:: TO BE DONE ::
Tally the lines below that contain "components". The number is the whole answer.
-- start DATA SHOWN --
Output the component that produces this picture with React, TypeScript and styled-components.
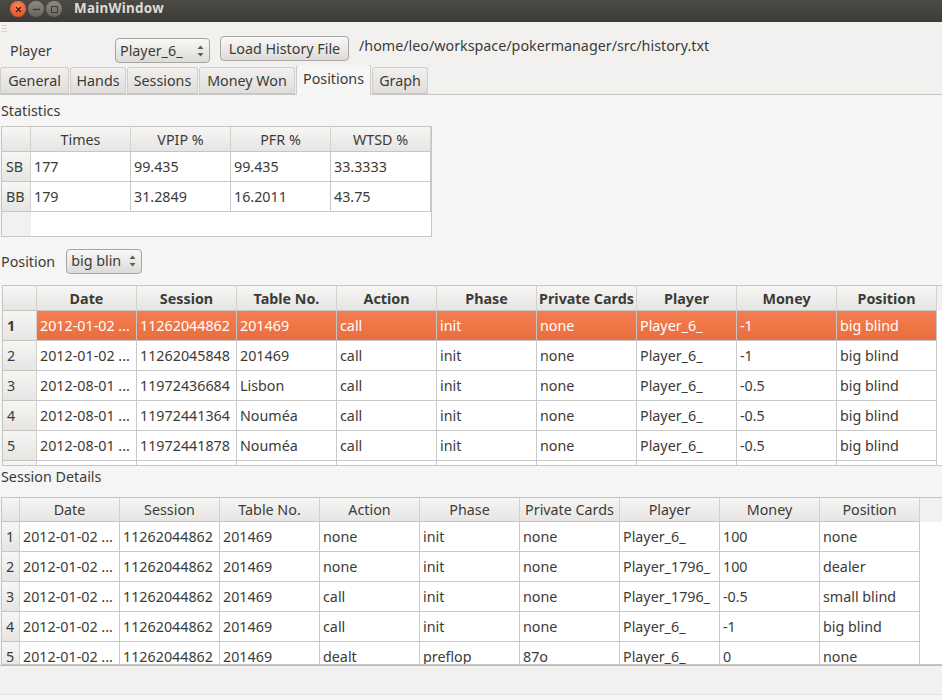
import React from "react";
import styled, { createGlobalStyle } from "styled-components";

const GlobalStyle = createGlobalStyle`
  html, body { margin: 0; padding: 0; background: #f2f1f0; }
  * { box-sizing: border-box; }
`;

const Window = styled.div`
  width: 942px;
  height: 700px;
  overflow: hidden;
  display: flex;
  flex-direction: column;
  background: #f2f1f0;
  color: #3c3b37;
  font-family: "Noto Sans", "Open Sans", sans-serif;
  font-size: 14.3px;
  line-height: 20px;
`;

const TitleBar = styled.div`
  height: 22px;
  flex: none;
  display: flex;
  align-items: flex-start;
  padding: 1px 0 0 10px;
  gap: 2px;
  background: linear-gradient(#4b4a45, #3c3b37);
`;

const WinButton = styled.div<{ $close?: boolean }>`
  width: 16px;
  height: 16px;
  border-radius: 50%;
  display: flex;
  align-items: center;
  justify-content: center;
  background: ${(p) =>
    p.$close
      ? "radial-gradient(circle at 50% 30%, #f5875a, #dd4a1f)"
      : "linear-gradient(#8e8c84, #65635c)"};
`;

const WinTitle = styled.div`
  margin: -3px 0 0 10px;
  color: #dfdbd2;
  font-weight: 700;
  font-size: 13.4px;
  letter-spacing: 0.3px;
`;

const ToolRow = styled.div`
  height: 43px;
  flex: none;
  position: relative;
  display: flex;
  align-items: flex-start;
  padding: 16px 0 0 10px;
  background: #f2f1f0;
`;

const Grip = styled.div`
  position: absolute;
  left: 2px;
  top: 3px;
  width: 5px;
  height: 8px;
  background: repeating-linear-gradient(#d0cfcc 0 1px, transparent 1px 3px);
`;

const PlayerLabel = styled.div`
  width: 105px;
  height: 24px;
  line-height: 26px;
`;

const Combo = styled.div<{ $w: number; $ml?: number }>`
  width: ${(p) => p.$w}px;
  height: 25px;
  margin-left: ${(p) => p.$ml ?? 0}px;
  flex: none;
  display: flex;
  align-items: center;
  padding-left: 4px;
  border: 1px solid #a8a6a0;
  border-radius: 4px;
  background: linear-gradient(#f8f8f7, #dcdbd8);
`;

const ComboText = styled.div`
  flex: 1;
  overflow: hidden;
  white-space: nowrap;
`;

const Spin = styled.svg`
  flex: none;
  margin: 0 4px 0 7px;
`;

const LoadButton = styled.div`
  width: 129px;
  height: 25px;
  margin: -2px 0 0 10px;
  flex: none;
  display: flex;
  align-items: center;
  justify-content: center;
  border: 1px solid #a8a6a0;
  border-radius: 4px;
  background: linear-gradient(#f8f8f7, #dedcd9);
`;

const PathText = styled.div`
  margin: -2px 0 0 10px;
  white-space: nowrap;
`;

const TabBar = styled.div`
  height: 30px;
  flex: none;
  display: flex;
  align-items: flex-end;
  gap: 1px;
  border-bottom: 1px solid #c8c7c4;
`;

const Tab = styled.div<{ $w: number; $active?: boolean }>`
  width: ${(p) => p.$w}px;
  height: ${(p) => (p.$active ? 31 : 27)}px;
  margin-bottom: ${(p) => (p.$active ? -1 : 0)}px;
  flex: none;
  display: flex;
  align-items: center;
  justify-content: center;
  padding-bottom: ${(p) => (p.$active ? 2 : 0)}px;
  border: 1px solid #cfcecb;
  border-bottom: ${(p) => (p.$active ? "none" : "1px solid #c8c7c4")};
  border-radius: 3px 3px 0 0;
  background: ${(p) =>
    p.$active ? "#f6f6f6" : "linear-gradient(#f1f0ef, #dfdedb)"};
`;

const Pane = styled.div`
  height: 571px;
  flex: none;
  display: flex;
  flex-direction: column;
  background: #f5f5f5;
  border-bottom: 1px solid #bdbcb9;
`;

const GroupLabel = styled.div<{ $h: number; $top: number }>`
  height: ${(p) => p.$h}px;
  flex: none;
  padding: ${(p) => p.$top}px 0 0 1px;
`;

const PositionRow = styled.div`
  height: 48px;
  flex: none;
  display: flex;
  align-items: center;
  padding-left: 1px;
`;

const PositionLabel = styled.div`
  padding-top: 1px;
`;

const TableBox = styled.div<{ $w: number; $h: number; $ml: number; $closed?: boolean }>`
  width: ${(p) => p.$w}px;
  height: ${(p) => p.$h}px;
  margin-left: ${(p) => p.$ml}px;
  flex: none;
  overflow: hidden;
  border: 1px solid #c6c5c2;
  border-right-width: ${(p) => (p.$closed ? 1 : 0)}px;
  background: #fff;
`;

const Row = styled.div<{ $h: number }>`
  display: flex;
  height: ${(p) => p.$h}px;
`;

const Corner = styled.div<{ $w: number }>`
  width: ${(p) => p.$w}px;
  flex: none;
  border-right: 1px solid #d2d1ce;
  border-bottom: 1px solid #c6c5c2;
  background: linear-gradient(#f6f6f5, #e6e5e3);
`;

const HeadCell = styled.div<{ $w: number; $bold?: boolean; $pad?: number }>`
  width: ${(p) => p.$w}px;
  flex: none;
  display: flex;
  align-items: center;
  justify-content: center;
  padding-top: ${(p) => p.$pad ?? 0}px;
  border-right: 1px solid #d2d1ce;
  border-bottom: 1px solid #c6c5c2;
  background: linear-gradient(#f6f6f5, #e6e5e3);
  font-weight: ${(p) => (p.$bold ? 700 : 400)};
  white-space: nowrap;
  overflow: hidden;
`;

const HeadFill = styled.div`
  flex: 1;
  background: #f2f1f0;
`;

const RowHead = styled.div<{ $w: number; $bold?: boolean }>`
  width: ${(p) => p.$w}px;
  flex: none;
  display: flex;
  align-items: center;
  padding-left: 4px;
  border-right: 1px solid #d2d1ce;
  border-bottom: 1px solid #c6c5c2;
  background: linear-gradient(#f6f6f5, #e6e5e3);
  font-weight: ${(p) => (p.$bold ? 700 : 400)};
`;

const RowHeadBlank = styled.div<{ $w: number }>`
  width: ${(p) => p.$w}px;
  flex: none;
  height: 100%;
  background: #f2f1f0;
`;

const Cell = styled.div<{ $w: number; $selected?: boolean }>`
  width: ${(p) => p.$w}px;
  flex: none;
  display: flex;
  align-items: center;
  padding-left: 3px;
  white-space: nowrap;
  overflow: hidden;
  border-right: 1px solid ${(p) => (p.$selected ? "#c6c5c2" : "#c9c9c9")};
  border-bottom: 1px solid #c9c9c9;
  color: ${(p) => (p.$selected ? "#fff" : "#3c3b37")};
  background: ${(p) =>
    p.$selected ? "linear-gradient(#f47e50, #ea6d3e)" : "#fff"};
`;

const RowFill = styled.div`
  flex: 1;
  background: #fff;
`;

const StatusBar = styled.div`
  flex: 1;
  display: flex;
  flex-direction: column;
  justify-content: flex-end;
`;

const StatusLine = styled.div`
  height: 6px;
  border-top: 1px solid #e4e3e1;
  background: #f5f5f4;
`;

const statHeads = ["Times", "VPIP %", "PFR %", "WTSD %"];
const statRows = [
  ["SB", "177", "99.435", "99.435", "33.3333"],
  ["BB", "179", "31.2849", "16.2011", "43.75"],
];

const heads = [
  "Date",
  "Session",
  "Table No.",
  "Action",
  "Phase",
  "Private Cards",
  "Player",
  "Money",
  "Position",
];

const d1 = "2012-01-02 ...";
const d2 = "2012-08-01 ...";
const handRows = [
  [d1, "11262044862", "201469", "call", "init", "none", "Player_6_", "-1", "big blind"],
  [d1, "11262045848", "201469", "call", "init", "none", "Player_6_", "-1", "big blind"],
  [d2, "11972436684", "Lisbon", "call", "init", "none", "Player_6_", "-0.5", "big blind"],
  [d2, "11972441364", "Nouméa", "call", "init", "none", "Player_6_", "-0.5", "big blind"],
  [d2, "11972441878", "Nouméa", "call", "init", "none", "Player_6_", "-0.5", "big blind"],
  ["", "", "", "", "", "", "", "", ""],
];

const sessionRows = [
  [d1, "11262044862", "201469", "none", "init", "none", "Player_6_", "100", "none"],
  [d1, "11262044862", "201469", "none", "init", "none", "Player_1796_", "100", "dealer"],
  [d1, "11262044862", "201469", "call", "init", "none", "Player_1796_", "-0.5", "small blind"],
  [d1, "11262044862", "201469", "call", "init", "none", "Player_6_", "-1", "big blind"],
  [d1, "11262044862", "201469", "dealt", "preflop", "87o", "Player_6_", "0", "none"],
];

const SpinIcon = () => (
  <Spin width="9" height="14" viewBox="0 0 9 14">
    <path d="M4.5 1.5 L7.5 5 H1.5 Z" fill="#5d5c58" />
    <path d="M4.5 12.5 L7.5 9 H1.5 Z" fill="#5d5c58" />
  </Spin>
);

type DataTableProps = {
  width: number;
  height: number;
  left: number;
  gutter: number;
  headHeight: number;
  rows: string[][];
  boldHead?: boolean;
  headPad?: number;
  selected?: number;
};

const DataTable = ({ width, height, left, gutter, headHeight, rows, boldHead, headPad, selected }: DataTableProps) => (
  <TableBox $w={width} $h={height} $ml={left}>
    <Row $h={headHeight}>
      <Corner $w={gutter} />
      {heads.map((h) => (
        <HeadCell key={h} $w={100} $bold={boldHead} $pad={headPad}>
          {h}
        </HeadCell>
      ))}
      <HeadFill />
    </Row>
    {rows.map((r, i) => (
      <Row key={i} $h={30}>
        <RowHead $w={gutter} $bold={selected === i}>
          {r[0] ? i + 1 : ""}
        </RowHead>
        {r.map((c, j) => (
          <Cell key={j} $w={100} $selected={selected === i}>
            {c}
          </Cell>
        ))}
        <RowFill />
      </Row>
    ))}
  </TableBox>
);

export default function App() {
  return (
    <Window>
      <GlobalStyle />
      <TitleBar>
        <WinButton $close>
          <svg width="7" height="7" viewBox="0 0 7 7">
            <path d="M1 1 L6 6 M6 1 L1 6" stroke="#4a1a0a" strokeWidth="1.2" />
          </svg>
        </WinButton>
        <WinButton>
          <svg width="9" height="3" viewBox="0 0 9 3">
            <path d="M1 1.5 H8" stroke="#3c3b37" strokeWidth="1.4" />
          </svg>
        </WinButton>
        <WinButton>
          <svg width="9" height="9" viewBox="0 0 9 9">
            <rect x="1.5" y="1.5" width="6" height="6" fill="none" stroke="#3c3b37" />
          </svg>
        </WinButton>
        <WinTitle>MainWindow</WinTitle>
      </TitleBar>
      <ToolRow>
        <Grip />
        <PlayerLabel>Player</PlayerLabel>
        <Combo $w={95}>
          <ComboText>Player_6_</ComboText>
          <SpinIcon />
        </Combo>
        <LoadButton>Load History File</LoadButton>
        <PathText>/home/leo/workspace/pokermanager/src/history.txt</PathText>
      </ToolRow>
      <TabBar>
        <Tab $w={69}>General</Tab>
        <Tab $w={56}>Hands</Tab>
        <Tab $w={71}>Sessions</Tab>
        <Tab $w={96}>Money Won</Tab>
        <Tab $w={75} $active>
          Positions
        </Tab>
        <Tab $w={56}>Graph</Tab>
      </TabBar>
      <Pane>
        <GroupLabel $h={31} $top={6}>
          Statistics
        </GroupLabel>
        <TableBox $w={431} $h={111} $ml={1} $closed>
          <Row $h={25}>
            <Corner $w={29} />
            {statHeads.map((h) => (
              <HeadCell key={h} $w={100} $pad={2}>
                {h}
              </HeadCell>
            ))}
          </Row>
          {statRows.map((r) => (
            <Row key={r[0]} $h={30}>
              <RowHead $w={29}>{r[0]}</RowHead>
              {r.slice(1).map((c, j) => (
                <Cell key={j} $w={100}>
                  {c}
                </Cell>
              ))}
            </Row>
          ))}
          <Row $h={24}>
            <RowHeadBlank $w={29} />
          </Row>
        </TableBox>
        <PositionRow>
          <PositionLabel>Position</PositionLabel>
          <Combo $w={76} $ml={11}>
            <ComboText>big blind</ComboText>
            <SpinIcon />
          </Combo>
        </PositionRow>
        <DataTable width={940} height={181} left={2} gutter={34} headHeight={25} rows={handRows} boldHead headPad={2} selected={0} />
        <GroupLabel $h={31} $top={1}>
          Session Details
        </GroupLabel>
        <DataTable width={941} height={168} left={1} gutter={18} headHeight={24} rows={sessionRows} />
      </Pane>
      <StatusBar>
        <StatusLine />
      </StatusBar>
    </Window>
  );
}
-- end DATA SHOWN --
:: OUTPUT BELOW ::
2